Chu allegedly directed East West’s dealings with AOB, loaning the company money, referring investors to the scam, and socializing and traveling with Liao and AOB.
Amezcua and Barragan say they invested their lifes’ savings in promissory notes that AOB “guaranteed” would earn monthly interest 5.5 percent.
AOB claimed it would loan the investors’ money to companies in Asia. But the Securities and Exchange Commission sued AOB in July 2007, claiming that while AOB made a few small loans to Chinese companies, it kept most of the money, and used some to pay off investors and others who found new victims, the plaintiffs say.
East West was “the primary bank” where AOB cleared its fraudulent transactions, according to the complaint. Plaintiffs say East West participated by “systematically clearing checks presented for payment on AOB accounts that had insufficient funds.” Because of that arrangement, the plaintiffs say, the bank must have known that AOB was using investor money to pay monthly interest on other investors’ promissory notes. The bank also allegedly sent AOB money to Chinese branch officers’ personal accounts and to Liao’s other offshore accounts.

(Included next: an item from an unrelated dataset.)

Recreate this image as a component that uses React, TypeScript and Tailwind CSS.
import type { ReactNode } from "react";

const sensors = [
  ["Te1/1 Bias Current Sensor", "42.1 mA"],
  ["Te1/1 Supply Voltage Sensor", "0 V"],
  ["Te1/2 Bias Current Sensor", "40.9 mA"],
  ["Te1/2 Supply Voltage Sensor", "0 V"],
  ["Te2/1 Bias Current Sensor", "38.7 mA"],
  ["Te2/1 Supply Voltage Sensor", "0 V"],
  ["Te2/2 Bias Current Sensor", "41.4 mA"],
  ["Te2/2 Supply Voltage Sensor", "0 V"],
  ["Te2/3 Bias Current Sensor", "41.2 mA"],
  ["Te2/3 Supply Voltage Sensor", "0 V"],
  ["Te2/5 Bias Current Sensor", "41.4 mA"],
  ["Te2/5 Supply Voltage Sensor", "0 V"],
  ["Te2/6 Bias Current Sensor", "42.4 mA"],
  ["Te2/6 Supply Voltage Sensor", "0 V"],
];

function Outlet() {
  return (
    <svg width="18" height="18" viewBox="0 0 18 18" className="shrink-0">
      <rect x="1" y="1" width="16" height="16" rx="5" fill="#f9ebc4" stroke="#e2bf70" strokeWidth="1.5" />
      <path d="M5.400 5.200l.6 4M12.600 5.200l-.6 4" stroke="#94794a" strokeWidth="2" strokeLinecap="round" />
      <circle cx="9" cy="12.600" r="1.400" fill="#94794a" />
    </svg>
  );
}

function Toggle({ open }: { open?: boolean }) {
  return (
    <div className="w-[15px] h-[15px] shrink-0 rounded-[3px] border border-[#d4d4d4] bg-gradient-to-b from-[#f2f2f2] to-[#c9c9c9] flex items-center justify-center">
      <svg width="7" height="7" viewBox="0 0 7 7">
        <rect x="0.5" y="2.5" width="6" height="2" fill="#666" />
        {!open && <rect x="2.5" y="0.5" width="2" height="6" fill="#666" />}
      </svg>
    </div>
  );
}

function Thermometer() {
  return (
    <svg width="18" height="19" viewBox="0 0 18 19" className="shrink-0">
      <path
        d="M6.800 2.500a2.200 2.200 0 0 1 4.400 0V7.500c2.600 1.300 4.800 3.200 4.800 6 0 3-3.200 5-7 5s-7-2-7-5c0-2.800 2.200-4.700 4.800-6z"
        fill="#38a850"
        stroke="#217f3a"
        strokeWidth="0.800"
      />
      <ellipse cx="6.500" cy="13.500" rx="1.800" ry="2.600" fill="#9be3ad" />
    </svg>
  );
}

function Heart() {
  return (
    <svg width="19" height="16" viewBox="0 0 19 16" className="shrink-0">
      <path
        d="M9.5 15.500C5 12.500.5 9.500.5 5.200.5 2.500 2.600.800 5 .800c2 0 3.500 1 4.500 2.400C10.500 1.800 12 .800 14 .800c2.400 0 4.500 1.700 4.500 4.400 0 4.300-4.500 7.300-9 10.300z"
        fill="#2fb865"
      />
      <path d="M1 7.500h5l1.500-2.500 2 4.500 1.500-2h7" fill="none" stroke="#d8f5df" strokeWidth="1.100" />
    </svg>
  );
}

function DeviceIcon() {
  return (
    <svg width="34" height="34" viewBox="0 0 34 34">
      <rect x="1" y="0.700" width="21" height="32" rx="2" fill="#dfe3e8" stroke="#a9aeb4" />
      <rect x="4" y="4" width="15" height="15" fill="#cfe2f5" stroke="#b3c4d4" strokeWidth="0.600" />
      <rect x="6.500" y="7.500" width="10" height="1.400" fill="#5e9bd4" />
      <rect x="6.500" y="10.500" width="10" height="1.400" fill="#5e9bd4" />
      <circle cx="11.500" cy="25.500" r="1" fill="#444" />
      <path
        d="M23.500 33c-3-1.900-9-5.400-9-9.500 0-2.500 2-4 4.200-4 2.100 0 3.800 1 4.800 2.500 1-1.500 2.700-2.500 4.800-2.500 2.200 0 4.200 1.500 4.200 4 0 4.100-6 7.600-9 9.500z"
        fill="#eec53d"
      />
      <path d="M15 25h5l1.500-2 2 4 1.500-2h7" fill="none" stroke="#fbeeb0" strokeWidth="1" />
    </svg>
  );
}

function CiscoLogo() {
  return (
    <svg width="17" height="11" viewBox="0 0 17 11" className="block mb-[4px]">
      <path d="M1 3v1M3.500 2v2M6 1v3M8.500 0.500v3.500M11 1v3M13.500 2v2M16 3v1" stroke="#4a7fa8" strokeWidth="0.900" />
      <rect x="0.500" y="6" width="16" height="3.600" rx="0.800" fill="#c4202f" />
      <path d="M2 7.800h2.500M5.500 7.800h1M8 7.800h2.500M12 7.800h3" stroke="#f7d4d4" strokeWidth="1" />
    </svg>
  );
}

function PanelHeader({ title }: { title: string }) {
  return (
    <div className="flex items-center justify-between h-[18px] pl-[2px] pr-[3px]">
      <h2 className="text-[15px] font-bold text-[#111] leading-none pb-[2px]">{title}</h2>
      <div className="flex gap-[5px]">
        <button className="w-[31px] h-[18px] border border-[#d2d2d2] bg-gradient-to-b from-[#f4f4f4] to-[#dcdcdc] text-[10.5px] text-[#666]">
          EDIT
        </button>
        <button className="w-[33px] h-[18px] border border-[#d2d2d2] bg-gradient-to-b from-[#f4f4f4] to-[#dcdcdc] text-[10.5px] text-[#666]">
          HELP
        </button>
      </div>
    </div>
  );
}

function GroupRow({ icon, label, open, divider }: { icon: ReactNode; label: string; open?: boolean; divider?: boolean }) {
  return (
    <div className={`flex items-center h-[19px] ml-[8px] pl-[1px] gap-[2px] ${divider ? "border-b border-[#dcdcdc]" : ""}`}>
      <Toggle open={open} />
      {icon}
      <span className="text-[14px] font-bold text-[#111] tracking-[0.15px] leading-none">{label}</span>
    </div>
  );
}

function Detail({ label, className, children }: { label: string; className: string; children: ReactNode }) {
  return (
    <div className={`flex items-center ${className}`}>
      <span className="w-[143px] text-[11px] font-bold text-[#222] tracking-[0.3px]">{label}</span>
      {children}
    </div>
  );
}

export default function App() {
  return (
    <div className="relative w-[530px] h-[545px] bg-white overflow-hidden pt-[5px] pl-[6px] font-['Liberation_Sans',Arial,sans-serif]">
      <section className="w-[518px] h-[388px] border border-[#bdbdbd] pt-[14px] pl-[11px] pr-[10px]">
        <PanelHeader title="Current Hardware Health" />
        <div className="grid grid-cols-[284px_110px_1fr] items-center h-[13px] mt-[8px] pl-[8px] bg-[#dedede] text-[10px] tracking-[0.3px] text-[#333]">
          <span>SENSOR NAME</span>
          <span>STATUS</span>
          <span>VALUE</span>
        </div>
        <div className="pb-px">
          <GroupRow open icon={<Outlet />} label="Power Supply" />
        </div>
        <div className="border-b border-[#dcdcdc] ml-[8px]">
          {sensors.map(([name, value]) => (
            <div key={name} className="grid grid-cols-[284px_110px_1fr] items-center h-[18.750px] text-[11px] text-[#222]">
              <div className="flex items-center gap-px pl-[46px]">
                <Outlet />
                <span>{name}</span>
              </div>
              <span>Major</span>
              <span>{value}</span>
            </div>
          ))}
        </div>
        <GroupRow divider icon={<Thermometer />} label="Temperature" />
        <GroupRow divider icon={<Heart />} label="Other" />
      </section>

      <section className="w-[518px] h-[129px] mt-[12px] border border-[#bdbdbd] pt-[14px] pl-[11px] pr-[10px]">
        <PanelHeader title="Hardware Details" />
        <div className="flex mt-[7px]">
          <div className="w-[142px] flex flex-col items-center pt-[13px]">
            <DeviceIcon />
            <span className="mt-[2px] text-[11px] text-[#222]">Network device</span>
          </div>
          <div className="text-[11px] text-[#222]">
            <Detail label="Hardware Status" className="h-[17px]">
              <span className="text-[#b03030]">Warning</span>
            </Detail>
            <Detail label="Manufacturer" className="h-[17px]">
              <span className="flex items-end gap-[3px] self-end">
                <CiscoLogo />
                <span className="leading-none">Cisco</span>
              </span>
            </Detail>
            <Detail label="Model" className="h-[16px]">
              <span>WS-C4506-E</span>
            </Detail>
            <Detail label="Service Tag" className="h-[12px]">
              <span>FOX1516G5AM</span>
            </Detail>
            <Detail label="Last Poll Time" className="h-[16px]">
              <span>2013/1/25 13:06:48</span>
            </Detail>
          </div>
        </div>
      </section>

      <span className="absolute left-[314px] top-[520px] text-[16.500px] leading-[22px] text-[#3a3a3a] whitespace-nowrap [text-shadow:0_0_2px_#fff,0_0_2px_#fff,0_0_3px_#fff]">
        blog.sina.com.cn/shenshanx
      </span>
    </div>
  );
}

The bank let Liao operate more than 20 accounts at East West, despite warnings from the Treasury Department, according to the complaint.
Seven days after the court ordered East West to hand over AOB’s money, Chu gave Liao cashier’s checks and cash from his accounts totaling $745,000, the plaintiffs say.
Barragan says she lost $100,000; Amezcua says she lost $50,000.
Plaintiffs are represented by Julio Ramos and Steven Nunez.